The brand exec scanned the party for the richest person in the room. She guessed wrong. The man she dismissed in the faded polo and ten-year-old loafers owned half the block. The woman she fawned over, draped in this season’s everything, had rented her whole look for the weekend. Out East, old money does not announce itself. It signals, quietly, in a code the exec had never been taught to read.
This is the problem every fashion brand hits the moment it arrives in the Hamptons. The loud playbook that works everywhere else backfires here. The codes that signal status Out East are visible, but they whisper. And a brand that cannot read them cannot speak them either.

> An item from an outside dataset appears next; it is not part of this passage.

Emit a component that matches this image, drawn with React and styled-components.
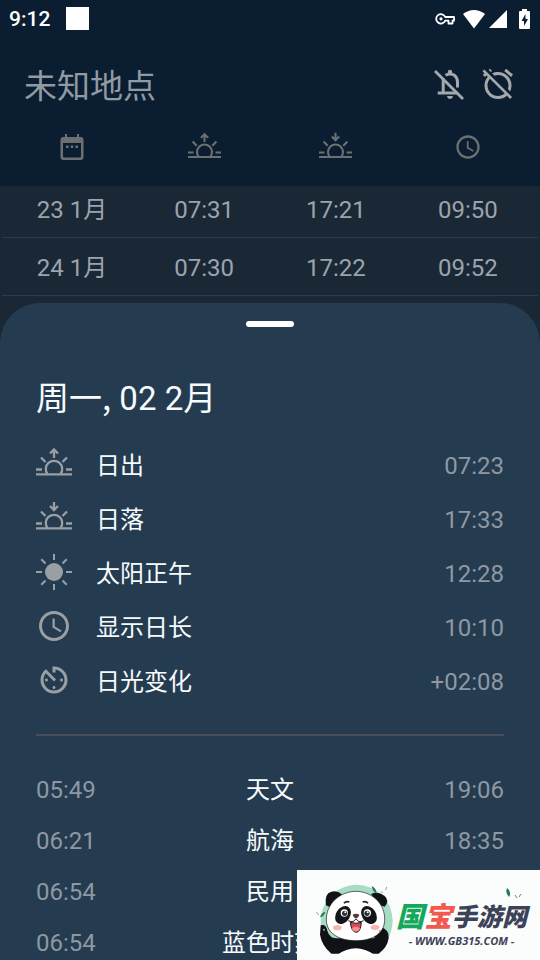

So consider this your field guide. It catalogs the tells, the small visible signals that mark real old money, and explains why the loud version repels the exact people it means to attract. By the end, you will read the room she misread, and you will know how a brand earns a place inside the code instead of shouting at it.
Old Money Doesn’t Announce, It Signals
Begin with the central rule. Old money communicates through restraint, not display. The flex is the absence of obvious flex, the deliberate refusal to try. So the richest person in the room is often the plainest, because plainness is a luxury only the secure can afford.
This sits at the heart of the whole system we mapped in the pillar on the luxury status codes Out East. The tells are simply that system made visible, worn on the body and carried in the hand. Read the tells and you read the hierarchy.
The logic is almost backward to an outsider. More is less. Newer is lower. The pristine, the branded, the obviously expensive all read as effort, and effort reads as new. Meanwhile the worn, the unbranded, the quietly correct read as inherited. So the code rewards what looks like indifference.
There is a quiet brutality to all this. The code punishes effort precisely because effort is what the strivers have to offer. So the people working hardest to look rich are the easiest to place at the bottom. The ones who stopped working sit at the top, which is exactly why they could stop.
The Tells Are a Language, Not a List
Before the catalog, one warning. The tells are not a checklist you can copy item by item. They are a language, with grammar and accent, and copying the words without the grammar produces gibberish the room hears instantly.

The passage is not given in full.